Jon, tell you what: push Alan out of his chair, Alt-F4 out of his WOW account and take over for him in responding to customers like they are actually human.

Or better yet - come lunch time, sneak over to his desk, unplug his ethernet cable when he least expects it - like when he's stuffing down taco bell .. Its funny what warcraft people do when they get disconnected when they are playing; True story, I'll tell you some day.

Jon, this is one of those unfortunate times when some how management thought it would be a good idea for NOC to be customer facing - this is a BAD idea .. it is ALWAYS a bad idea.

See, in the internet world, the NOC team are the ditch diggers, the bus-boys, the "honey-bucket" cleaners. They are critical for the survival of the company, but they get crapped on if something goes wrong. Sadly, in the world if I.T. something is ALWAYS wrong and they are constantly on red alert. Therefore, they are constantly interfacing with machines, machines are logic and efficiency. This has a side effect that when any human interaction does happen it is succinct, direct, without emotion, and without any outgoing filter. In this case, I blame whomever is Alan's manager for being completely irresponsible in letting a near automaton try to tell me to pay or be exterminated.

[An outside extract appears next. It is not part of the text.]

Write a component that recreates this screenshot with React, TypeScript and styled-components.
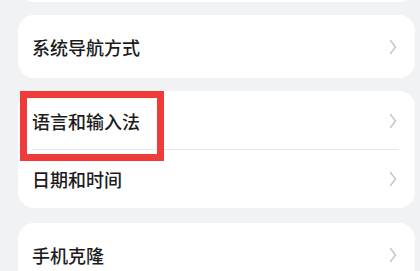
import styled, { createGlobalStyle } from 'styled-components';

const GlobalStyle = createGlobalStyle`
  html, body {
    margin: 0;
    padding: 0;
    background: #f1f2f4;
  }
  body {
    font-family: "Noto Sans CJK SC", "Noto Sans", sans-serif;
  }
`;

const Page = styled.div`
  position: relative;
  width: 420px;
  height: 271px;
  overflow: hidden;
  padding: 0 5px 0 18px;
  box-sizing: border-box;
  display: flex;
  flex-direction: column;
  gap: 13px;
`;

const Card = styled.div`
  background: #ffffff;
  border-radius: 16px;
  display: flex;
  flex-direction: column;
  flex-shrink: 0;
`;

const TopCard = styled(Card)`
  height: 60px;
  margin-top: -58px;
`;

const LastCard = styled(Card)`
  margin-top: 2px;
`;

const Row = styled.div<{ $height: number; $divider?: boolean }>`
  height: ${(p) => p.$height}px;
  display: flex;
  align-items: center;
  justify-content: space-between;
  padding: 0 18px 0 14px;
  box-sizing: border-box;
  position: relative;

  ${(p) =>
    p.$divider &&
    `
    &::after {
      content: '';
      position: absolute;
      left: 14px;
      right: 16px;
      bottom: 0;
      height: 1px;
      background: #e6e7e9;
    }
  `}
`;

const Label = styled.span`
  font-size: 18px;
  font-weight: 500;
  color: #1c1c1c;
  line-height: 1;
`;

const Chevron = () => (
  <svg width="8" height="16" viewBox="0 0 8 16" fill="none">
    <path
      d="M1.5 1.5 L6.5 8 L1.5 14.5"
      stroke="#c4c5c8"
      strokeWidth="1.4"
      strokeLinecap="round"
      strokeLinejoin="round"
    />
  </svg>
);

const Highlight = styled.div`
  position: absolute;
  left: 20px;
  top: 91px;
  width: 144px;
  height: 70px;
  border: 7px solid #f03b3b;
  box-sizing: border-box;
  pointer-events: none;
`;

const Item = ({ label, height, divider }: { label: string; height: number; divider?: boolean }) => (
  <Row $height={height} $divider={divider}>
    <Label>{label}</Label>
    <Chevron />
  </Row>
);

export default function App() {
  return (
    <>
      <GlobalStyle />
      <Page>
        <TopCard />
        <Card>
          <Item label="系统导航方式" height={63} />
        </Card>
        <Card>
          <Item label="语言和输入法" height={59} divider />
          <Item label="日期和时间" height={58} />
        </Card>
        <LastCard>
          <Item label="手机克隆" height={63} />
        </LastCard>
        <Highlight />
      </Page>
    </>
  );
}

Having a NOC / I.T. person interface with humans, is the equivalent of dressing Spock (from the old star-trek just in case you didn't know) to try out for a lead role in a mexican soap opera.

Thank you.

Monday, November 14, 2011

Succinct, Simple, Software making sense

As I reflect back upon my last 3 years at a fortune 50 company performing various marketing oriented tasks, I realize how much time is spent on training people how to use newly introduced software.

If you consider the impact of time loss revenue for derailing your entire staff to learn a piece of software that may or may not become part of the daily regime,  you often have to think - aren't computers supposed to make things easier?

I mean honestly - lets take into consideration project management software.  We've used all sorts of software to accomplish this job of managing projects from JIRA to an excel spreadsheet - All for figuring out deadlines, generating reports, and generally tracking what in the hell it is that people are doing.

Yet year after year, corporations spend [[big money]] dedicating resources to managing projects.

Wait a second, lets 2 steps back here.. Lets think about the history of software in general.  We've gone from DOS prompts to fancy drag/drop gui interfaces which were designed to make our tasks easier while using a computer.  It used to be, I'd type in a command on a screen, and my computer would perform something.  Back then the interfaces were primarily text based, on limited real estate and very rarely had any sort of graphical interfaces.  Now, we have triple-head HD monitors at super high resolutions and commodity computers that were once considered super-computing.  As computers have progressed so has the complexity of software user interfaces.  Gone are the days where I could keep my hands on "home-row" and actually accomplish tasks.

And with that in mind lets talk about "industry standard" project management software.  Why is such a simple thing such as logging your tasks - such a painful endeavor?   Why not just make it accessible, easy and make sense?

If you look at these beautiful yet convoluted interfaces to software like JIRA, AtTASK, and more - we find that in order for us to simply enter a new task in we have to be on a specific screen, with specific rights - Oh, and make sure we click the right buttons to actually get to the right editing mode.  Suddenly we are trying to just update our project with comments, yet we've replied to the entire workforce.  Lost in a world of cumbersome processes we are.

Suddenly massively expensive project management software gets phased out and we all suddenly realize all we needed for our requirements was to use some sort of open source wiki project.

Why does this happen?  Because the software market in general has become so concerned with adding in features that sparkle and glitter that the simplicity of software has died.  For people concerned with project management, this means money is "lost" on training and convincing everybody on the team that it's the "right thing to do" ..   Intentions were good, the idea behind it is dead on yet - it doesn't make sense and after your license is up with these fine folks when you're asking why you didn't just use this wiki to begin with?

I'll take this one step further - Mobile is going to make software companies rethink how their software is used.  We're back again to the days of limited real estate, limited input options.  Suddenly its all about being succinct, and simple again.  Strangely enough - this makes sense.